## Start Source excerpt

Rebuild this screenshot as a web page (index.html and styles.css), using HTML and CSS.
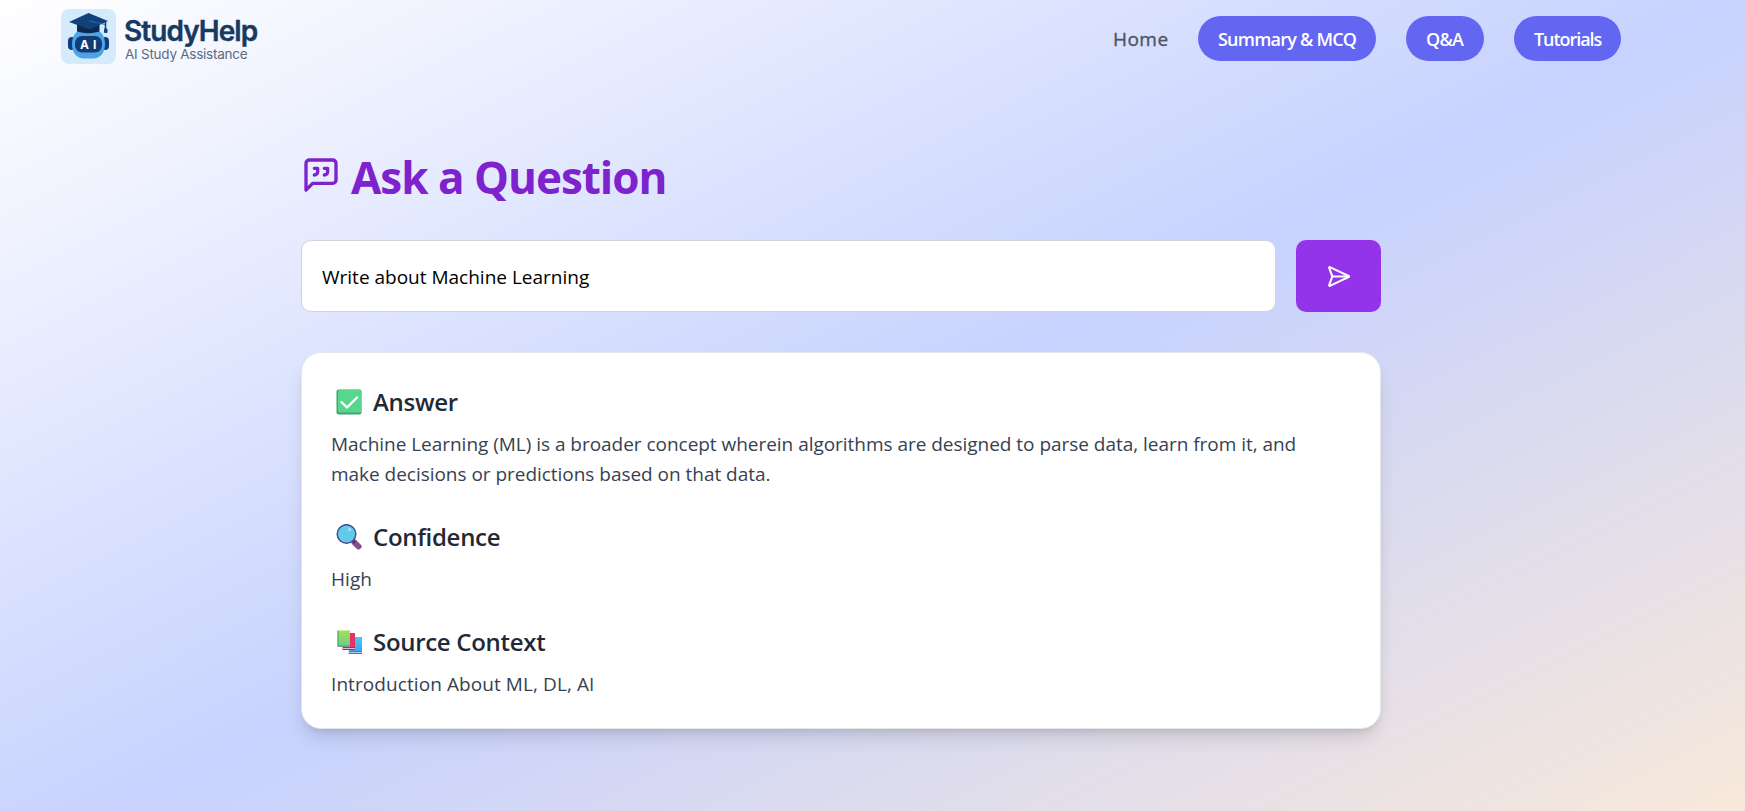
FILE: index.html
```html
<!DOCTYPE html>
<html lang="en">
<head>
<meta charset="utf-8">
<title>StudyHelp</title>
<link rel="stylesheet" href="styles.css">
</head>
<body>
<header class="navbar">
  <a class="brand">
    <svg class="brand-mark" viewBox="0 0 55 55">
      <rect width="55" height="55" rx="8" fill="#d5eafb"/>
      <rect x="7" y="28" width="8" height="13" rx="4" fill="#123c75"/>
      <rect x="40" y="28" width="8" height="13" rx="4" fill="#123c75"/>
      <path d="M19 21H36C41 23 44 28 44 35C44 44 39 49.500 32 49.500H23C16 49.500 11 44 11 35C11 28 14 23 19 21Z" fill="#4da3e8"/>
      <rect x="14" y="27" width="27" height="16.500" rx="7" fill="#123c75"/>
      <path d="M16 12H38.500V22.500Q27.500 26 16 22.500Z" fill="#0b2850"/>
      <path d="M27.500 4L47 12L29 20.500L8 13Z" fill="#12407a"/>
      <path d="M28 12L44.500 15.500" fill="none" stroke="#2767a3" stroke-width="1"/>
      <path d="M44.500 13V21" stroke="#12407a" stroke-width="1.500"/>
      <rect x="43" y="19.500" width="3.500" height="4.500" rx="1" fill="#12407a"/>
      <text class="brand-ai" x="19" y="39.500">A I</text>
    </svg>
    <span class="brand-copy">
      <span class="brand-name">StudyHelp</span>
      <span class="brand-tag">AI Study Assistance</span>
    </span>
  </a>
  <nav class="nav-links">
    <a class="nav-home">Home</a>
    <a class="pill pill-summary">Summary &amp; MCQ</a>
    <a class="pill pill-qa">Q&amp;A</a>
    <a class="pill pill-tutorials">Tutorials</a>
  </nav>
</header>
<main class="page">
  <h1 class="title">
    <svg class="title-icon" viewBox="0 0 24 24" fill="none" stroke="currentColor" stroke-width="2" stroke-linecap="round" stroke-linejoin="round">
      <path d="M21 15a2 2 0 0 1-2 2H7l-4 4V5a2 2 0 0 1 2-2h14a2 2 0 0 1 2 2z"/>
      <path d="M8 12a2 2 0 0 0 2-2V8H8"/>
      <path d="M14 12a2 2 0 0 0 2-2V8h-2"/>
    </svg>
    <span>Ask a Question</span>
  </h1>
  <form class="ask">
    <div class="ask-field"><span>Write about Machine Learning</span></div>
    <button class="ask-send" type="button" aria-label="Send">
      <svg class="send-icon" viewBox="0 0 24 24" fill="none" stroke="currentColor" stroke-width="2" stroke-linecap="round" stroke-linejoin="round">
        <path d="M3.714 3.048a.498.498 0 0 0-.683.627l2.843 7.627a2 2 0 0 1 0 1.396l-2.842 7.627a.498.498 0 0 0 .682.627l18-8.500a.5.500 0 0 0 0-.904z"/>
        <path d="M6 12h16"/>
      </svg>
    </button>
  </form>
  <section class="card">
    <div class="block">
      <h2 class="block-title">
        <svg class="emoji" viewBox="0 0 26 26">
          <rect x=".5" y=".5" width="25" height="25" rx="2" fill="#3fa672"/>
          <rect x="2" y="1" width="23.500" height="22.500" rx="1.500" fill="#59d68d"/>
          <path d="M5.500 13L11 18.500L21 8.500" fill="none" stroke="#fff" stroke-width="2.400" stroke-linecap="round" stroke-linejoin="round"/>
        </svg>
        <span>Answer</span>
      </h2>
      <p class="block-text">Machine Learning (ML) is a broader concept wherein algorithms are designed to parse data, learn from it, and<br>make decisions or predictions based on that data.</p>
    </div>
    <div class="block">
      <h2 class="block-title">
        <svg class="emoji" viewBox="0 0 26 26">
          <path d="M18.500 18.500L22.500 22.500" stroke="#85508e" stroke-width="6" stroke-linecap="round"/>
          <path d="M16.500 16.500L19 19" stroke="#533566" stroke-width="3"/>
          <circle cx="10.500" cy="10" r="9.300" fill="#62cbea" stroke="#4a4f91" stroke-width="1.500"/>
          <circle cx="13.500" cy="5.500" r="1.500" fill="#a9e6f7"/>
        </svg>
        <span>Confidence</span>
      </h2>
      <p class="block-text short">High</p>
    </div>
    <div class="block">
      <h2 class="block-title">
        <svg class="emoji" viewBox="0 0 26 26">
          <defs>
            <linearGradient id="leaf" x2="0" y2="1"><stop stop-color="#a3e052"/><stop offset="1" stop-color="#6cd08a"/></linearGradient>
            <linearGradient id="sky" x2="0" y2="1"><stop stop-color="#4bc7f0"/><stop offset="1" stop-color="#36a4f5"/></linearGradient>
          </defs>
          <rect x="13" y="8" width="13" height="16" fill="url(#sky)"/>
          <path d="M13 22H26V25H12.500Z" fill="#4b73cf"/><path d="M13 23.500H26" stroke="#b9c6f1"/>
          <rect x="7" y="4" width="12" height="16" fill="#e5306a"/>
          <path d="M6.500 18H19V21H6.500Z" fill="#b52368"/><path d="M7 19.500H19" stroke="#e9b5dc"/>
          <rect x="1.500" y="1.500" width="12.500" height="15" fill="url(#leaf)"/>
          <path d="M1.500 1.500H2.500V16H14V18H1.500Z" fill="#429c62"/><path d="M2 17H14" stroke="#aaa7cc"/>
        </svg>
        <span>Source Context</span>
      </h2>
      <p class="block-text short">Introduction About ML, DL, AI</p>
    </div>
  </section>
</main>
</body>
</html>
```
FILE: styles.css
```css
* { box-sizing: border-box; }
body {
  margin: 0;
  min-height: 811px;
  font-family: "Open Sans", "Noto Sans", sans-serif;
  background: linear-gradient(to bottom right, #ffffff, #c7d2fe 50%, #fbead7) 0 0 / 100% 874px no-repeat;
}
.navbar {
  height: 77px;
  padding: 0 124px 0 61px;
  display: flex;
  justify-content: space-between;
  align-items: center;
}
.brand { display: flex; gap: 8px; padding-bottom: 5px; }
.brand-mark { width: 55px; height: 55px; }
.brand-ai { font: 700 12px Inter, sans-serif; fill: #ffffff; letter-spacing: 0.6px; }
.brand-copy { display: flex; flex-direction: column; padding-top: 5px; font-family: Inter, sans-serif; white-space: nowrap; }
.brand-name { font-size: 28px; line-height: 34px; font-weight: 600; letter-spacing: -0.95px; color: #163a61; -webkit-text-stroke: 0.4px #163a61; }
.brand-tag { padding-left: 1px; font-size: 13.5px; line-height: 12px; color: #5a6b80; letter-spacing: -0.25px; }
.nav-links { display: flex; align-items: center; gap: 30px; white-space: nowrap; }
.nav-home { width: 55px; padding-top: 1px; font-size: 19px; font-weight: 500; letter-spacing: 0.45px; color: #4b5563; -webkit-text-stroke: 0.35px #4b5563; }
.pill {
  height: 45px;
  padding: 0 20px;
  border-radius: 23px;
  background: #6366f1;
  color: #ffffff;
  font-size: 18px;
  line-height: 47px;
  font-weight: 600;
  letter-spacing: -0.78px;
}
.pill-summary { width: 178px; }
.pill-qa { width: 78px; }
.pill-tutorials { width: 107px; letter-spacing: -1.05px; }
.page { width: 1080px; margin-left: 301px; padding-top: 73px; }
.title {
  display: flex;
  gap: 10px;
  margin: 0;
  height: 90px;
  color: #7e22ce;
  font-size: 44px;
  line-height: 55px;
  font-weight: 700;
  letter-spacing: -1px;
  white-space: nowrap;
}
.title-icon { width: 40px; height: 40px; margin-top: 5px; }
.ask { display: flex; gap: 20px; height: 72px; }
.ask-field {
  flex: 1;
  display: flex;
  align-items: center;
  padding: 2px 19px 0 20px;
  border: 1px solid #d1d5db;
  border-radius: 10px;
  background: #ffffff;
  color: #000000;
  font-size: 19px;
}
.ask-send {
  width: 85px;
  padding: 0;
  border: 0;
  border-radius: 10px;
  background: #9333ea;
  color: #ffffff;
  display: flex;
  align-items: center;
  justify-content: center;
}
.send-icon { width: 25px; height: 25px; }
.card {
  margin-top: 40px;
  height: 377px;
  padding: 31px 29px 28px;
  border: 1px solid #e5e7eb;
  border-radius: 20px;
  background: #ffffff;
  box-shadow: 0 12px 19px -4px rgba(0, 0, 0, 0.13), 0 5px 8px -5px rgba(0, 0, 0, 0.13);
  display: flex;
  flex-direction: column;
  gap: 30px;
}
.block-title {
  display: flex;
  align-items: center;
  gap: 11px;
  margin: 0 0 10px;
  padding-left: 5px;
  height: 35px;
  color: #1f2937;
  font-size: 24px;
  font-weight: 600;
  letter-spacing: -0.3px;
  white-space: nowrap;
}
.emoji { width: 26px; height: 26px; }
.block-text { margin: 0; color: #374151; font-size: 19px; line-height: 30px; letter-spacing: -0.03px; white-space: nowrap; }
.block-text.short { letter-spacing: 0.08px; }
```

## End Source excerpt

Directions for this task ->
Locate all lines in the listing above with the word "index" and copy them.

Solution for this exercise ->
Rebuild this screenshot as a web page (index.html and styles.css), using HTML and CSS.
FILE: index.html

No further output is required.